Aim of the task:
Collect the lines of the entries where "that" shows up.

Stored items from a collection:
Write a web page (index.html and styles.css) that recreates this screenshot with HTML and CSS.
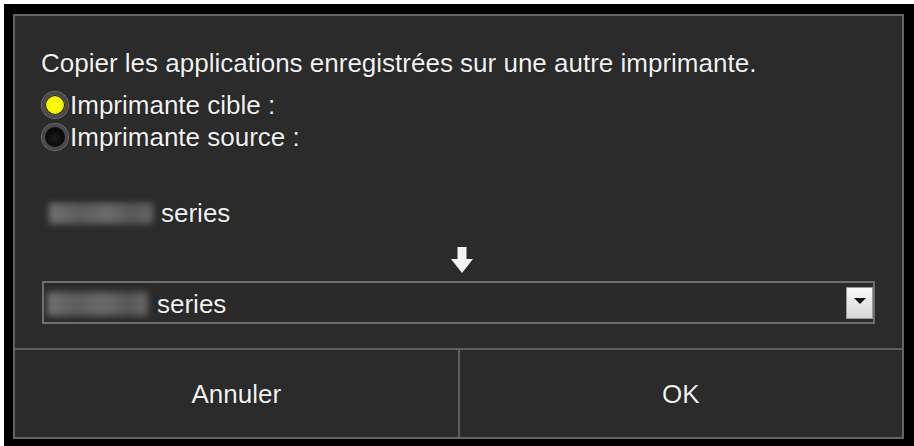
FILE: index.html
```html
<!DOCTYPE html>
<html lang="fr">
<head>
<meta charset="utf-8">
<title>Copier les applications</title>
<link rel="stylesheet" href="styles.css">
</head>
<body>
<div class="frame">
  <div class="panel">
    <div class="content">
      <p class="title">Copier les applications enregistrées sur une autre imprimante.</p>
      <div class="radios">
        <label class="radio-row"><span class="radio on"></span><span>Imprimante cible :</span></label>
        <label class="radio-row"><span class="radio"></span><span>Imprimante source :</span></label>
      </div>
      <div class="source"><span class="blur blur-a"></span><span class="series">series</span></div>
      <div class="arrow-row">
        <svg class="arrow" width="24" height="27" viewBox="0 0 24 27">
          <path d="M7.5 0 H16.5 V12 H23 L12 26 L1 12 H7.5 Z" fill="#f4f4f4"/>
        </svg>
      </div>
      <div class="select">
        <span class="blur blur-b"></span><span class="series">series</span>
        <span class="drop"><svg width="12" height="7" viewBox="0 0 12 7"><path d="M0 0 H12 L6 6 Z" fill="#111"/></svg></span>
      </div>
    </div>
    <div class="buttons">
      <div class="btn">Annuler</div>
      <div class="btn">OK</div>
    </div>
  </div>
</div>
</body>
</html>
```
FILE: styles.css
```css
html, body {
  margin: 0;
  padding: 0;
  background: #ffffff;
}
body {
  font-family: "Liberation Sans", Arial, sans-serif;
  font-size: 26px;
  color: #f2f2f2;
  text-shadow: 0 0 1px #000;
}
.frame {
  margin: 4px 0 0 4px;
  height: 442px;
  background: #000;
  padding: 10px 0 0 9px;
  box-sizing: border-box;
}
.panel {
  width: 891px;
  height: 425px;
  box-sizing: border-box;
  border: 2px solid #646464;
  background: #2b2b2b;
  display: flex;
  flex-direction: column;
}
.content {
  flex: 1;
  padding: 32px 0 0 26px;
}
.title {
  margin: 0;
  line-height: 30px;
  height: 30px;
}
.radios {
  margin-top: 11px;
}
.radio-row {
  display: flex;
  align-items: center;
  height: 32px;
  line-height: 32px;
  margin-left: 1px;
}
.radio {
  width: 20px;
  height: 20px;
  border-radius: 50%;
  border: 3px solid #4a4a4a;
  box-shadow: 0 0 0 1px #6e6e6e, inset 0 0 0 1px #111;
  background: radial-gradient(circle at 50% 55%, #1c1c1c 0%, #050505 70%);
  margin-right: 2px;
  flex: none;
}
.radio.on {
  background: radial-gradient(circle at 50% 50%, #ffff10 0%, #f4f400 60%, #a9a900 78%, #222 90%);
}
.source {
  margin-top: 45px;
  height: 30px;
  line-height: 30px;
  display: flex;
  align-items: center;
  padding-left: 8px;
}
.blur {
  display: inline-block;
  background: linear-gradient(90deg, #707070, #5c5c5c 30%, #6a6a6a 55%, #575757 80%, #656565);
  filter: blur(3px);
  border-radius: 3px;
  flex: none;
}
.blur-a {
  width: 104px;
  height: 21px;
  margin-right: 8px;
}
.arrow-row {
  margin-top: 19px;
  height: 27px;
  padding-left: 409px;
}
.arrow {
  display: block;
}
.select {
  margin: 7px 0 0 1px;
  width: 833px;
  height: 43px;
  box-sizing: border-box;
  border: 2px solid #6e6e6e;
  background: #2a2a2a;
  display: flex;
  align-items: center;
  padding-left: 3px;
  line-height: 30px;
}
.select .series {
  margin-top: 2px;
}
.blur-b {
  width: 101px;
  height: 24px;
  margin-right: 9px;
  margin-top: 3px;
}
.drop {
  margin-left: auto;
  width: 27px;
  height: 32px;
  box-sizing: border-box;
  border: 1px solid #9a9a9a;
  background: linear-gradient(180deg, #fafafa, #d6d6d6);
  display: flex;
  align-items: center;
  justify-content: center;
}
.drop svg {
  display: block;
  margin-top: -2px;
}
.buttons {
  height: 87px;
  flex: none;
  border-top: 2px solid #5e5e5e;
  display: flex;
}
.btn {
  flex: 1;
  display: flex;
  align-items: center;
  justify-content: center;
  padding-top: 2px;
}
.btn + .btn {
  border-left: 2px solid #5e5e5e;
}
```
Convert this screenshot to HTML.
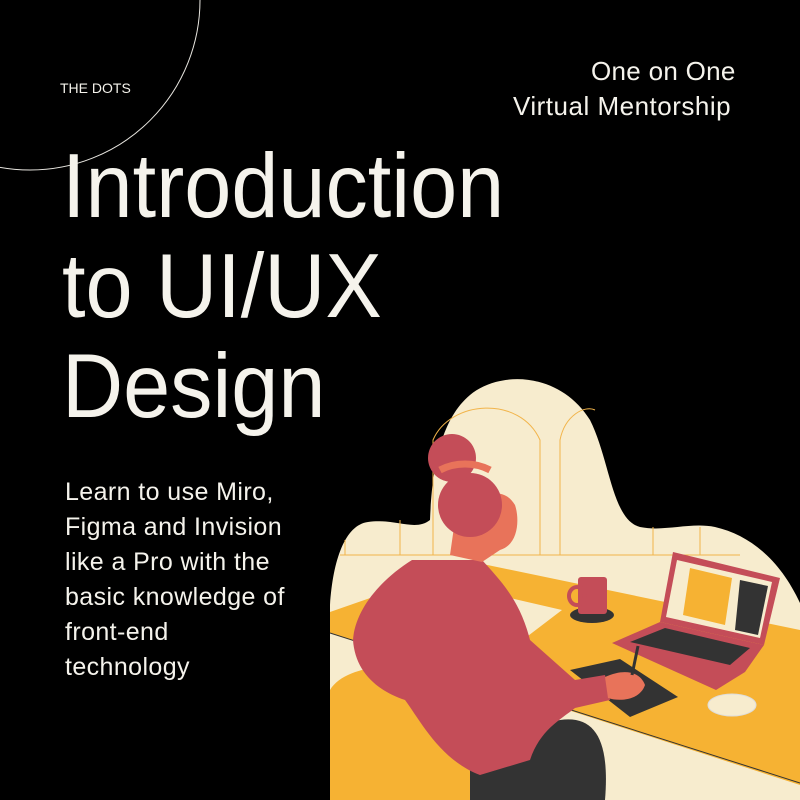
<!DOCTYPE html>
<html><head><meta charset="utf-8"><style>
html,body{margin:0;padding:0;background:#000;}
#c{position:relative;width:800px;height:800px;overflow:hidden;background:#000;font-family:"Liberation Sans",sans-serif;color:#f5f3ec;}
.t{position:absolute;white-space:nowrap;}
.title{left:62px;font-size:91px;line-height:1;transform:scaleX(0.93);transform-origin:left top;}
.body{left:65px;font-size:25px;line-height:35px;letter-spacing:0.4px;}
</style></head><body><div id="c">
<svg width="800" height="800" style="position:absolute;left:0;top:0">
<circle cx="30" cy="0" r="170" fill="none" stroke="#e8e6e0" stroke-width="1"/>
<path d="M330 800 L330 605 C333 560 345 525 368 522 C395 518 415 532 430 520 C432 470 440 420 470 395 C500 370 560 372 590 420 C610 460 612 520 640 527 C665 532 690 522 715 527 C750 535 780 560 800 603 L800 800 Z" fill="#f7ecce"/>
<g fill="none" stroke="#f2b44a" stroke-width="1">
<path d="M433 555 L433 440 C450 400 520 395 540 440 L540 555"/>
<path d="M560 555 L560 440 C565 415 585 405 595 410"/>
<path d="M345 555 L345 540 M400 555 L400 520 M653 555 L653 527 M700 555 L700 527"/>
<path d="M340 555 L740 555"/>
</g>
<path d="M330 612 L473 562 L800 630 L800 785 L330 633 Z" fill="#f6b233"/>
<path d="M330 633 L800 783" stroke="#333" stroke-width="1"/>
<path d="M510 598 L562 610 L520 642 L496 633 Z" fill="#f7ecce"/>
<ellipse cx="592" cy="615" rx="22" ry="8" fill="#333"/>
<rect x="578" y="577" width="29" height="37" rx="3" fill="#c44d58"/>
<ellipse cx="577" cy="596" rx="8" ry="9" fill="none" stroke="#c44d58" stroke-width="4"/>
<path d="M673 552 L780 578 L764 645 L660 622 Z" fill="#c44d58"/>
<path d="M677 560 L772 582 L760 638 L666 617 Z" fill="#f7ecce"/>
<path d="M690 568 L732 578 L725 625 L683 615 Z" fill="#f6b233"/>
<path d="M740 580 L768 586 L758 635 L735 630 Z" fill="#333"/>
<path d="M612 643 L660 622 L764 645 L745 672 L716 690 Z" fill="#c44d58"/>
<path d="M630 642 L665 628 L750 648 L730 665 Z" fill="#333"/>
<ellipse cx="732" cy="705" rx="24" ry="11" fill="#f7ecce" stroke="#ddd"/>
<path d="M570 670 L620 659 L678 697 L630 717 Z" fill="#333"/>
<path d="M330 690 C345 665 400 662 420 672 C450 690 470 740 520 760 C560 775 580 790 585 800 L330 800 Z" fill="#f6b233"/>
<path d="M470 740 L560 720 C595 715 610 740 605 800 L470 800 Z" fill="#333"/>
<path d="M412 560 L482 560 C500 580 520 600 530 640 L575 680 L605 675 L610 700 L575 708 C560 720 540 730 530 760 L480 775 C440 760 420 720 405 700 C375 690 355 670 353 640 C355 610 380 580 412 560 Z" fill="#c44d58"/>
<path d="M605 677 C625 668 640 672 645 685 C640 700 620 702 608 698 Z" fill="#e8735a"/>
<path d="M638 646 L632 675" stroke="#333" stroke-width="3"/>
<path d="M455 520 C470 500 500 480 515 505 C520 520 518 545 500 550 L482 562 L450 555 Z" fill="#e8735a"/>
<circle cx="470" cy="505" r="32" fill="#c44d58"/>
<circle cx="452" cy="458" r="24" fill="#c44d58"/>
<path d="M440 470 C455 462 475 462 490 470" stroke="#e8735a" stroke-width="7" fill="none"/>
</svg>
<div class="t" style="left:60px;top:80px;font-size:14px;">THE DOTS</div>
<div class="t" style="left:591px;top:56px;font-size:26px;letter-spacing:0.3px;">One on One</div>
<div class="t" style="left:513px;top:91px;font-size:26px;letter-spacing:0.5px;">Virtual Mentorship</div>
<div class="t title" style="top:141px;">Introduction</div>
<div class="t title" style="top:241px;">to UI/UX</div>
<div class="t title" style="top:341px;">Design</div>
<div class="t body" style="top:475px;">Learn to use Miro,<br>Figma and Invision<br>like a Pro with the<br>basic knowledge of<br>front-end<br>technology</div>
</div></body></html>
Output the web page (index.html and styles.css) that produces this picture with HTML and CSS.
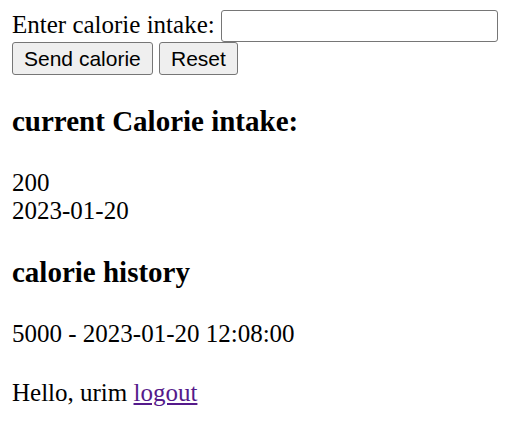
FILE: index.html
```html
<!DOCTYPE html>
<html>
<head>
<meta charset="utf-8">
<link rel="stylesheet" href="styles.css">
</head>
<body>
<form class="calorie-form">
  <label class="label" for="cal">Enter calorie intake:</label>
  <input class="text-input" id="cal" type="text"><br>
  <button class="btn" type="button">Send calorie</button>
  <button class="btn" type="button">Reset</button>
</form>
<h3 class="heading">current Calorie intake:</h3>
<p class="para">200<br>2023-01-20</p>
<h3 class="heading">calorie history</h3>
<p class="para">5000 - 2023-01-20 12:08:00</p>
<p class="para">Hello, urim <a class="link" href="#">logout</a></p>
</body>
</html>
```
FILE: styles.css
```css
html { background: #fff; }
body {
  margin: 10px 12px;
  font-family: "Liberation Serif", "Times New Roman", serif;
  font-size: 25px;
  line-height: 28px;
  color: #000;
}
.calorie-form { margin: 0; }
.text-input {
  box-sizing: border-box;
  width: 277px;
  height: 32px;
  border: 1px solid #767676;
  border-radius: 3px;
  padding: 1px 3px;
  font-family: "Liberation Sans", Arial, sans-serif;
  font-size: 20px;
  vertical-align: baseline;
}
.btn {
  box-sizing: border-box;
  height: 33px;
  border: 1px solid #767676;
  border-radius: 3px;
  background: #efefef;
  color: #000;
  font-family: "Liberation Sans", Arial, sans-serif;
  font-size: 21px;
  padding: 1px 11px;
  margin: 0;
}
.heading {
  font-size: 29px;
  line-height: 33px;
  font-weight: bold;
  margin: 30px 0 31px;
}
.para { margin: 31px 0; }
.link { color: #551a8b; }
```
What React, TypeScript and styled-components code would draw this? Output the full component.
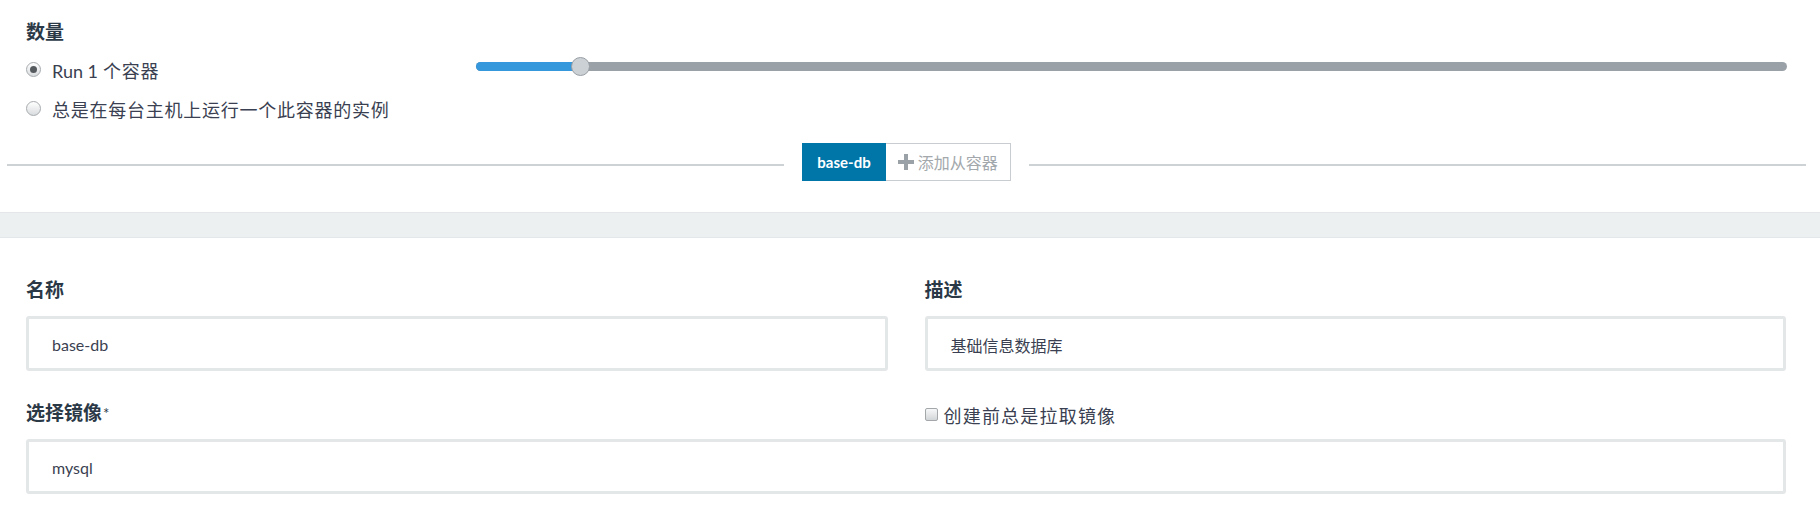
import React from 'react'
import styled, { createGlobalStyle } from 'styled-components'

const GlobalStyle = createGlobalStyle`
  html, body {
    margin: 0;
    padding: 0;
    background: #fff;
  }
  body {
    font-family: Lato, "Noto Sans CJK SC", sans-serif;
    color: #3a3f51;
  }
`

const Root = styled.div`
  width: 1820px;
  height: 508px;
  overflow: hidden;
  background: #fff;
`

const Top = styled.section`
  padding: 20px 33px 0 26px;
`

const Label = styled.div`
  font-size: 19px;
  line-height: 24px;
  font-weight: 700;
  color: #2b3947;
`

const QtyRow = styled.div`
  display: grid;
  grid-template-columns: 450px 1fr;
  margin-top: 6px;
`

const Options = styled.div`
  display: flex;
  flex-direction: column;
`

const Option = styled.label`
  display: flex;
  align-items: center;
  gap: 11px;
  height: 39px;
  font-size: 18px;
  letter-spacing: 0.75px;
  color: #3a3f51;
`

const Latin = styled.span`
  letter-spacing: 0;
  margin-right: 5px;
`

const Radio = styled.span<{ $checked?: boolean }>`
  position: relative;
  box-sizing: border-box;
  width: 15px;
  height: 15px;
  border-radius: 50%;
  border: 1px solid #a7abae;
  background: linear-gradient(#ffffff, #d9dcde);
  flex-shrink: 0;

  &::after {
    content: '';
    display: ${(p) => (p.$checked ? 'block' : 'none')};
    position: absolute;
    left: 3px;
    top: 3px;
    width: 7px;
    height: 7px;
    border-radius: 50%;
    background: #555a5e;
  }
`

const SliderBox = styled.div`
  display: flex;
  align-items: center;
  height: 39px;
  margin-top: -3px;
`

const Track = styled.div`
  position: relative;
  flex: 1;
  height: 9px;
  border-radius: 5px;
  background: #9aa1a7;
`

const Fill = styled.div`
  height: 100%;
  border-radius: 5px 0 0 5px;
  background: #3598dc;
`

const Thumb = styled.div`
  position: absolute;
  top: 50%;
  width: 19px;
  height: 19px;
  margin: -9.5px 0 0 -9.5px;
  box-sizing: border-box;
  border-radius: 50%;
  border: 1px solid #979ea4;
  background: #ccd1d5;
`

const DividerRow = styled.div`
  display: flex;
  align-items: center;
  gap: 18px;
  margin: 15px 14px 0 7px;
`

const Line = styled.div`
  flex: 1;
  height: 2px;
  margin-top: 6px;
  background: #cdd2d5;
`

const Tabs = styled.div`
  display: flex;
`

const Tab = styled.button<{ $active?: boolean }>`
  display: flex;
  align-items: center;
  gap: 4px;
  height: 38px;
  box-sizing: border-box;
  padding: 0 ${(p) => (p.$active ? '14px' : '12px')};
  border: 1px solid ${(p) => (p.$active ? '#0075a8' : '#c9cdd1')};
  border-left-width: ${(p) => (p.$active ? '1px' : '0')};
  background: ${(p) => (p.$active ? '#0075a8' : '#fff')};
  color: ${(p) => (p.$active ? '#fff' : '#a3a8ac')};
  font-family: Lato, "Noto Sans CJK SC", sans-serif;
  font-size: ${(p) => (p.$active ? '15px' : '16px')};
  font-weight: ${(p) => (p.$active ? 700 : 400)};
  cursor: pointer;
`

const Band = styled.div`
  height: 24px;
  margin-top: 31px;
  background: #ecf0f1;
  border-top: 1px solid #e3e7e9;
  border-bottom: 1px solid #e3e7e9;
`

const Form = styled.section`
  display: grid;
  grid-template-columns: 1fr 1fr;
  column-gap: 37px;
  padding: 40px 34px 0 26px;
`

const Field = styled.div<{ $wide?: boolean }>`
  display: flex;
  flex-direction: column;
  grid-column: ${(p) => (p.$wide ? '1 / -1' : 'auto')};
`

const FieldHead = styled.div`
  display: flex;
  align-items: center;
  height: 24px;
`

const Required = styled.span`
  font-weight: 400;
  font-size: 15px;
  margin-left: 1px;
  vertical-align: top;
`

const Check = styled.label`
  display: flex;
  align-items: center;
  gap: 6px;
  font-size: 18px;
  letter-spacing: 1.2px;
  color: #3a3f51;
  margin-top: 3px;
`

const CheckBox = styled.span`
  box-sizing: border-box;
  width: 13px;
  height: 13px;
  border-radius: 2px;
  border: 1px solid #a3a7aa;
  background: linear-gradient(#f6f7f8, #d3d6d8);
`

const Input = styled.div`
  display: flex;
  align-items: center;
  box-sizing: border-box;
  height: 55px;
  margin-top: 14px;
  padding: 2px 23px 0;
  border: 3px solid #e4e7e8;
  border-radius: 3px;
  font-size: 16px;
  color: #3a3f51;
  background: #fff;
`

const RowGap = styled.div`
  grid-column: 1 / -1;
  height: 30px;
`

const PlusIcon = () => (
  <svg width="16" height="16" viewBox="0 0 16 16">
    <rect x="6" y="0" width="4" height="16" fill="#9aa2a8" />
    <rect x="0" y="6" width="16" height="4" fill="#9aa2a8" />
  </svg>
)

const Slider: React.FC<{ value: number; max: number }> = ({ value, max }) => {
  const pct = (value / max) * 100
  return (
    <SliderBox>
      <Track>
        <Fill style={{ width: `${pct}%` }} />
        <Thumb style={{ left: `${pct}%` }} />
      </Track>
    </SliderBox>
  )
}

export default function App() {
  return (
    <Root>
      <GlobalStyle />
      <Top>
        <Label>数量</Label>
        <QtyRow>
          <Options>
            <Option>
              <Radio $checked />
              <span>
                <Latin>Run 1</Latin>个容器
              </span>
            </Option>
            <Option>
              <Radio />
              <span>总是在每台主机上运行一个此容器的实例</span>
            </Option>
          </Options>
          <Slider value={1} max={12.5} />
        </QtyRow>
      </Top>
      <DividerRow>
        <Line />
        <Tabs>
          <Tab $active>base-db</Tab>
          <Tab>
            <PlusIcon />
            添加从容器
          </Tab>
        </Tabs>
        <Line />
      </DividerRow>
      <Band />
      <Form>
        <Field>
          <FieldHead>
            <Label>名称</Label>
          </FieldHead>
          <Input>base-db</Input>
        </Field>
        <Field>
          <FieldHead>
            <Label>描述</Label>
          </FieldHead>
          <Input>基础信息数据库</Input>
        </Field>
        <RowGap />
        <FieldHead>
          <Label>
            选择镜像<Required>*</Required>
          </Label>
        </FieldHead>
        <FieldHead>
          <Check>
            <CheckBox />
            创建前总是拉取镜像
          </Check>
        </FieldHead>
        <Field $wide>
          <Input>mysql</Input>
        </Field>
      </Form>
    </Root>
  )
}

Exercise answer:
Write a web page (index.html and styles.css) that recreates this screenshot with HTML and CSS.
Output the web page (index.html and styles.css) that produces this picture with HTML and CSS.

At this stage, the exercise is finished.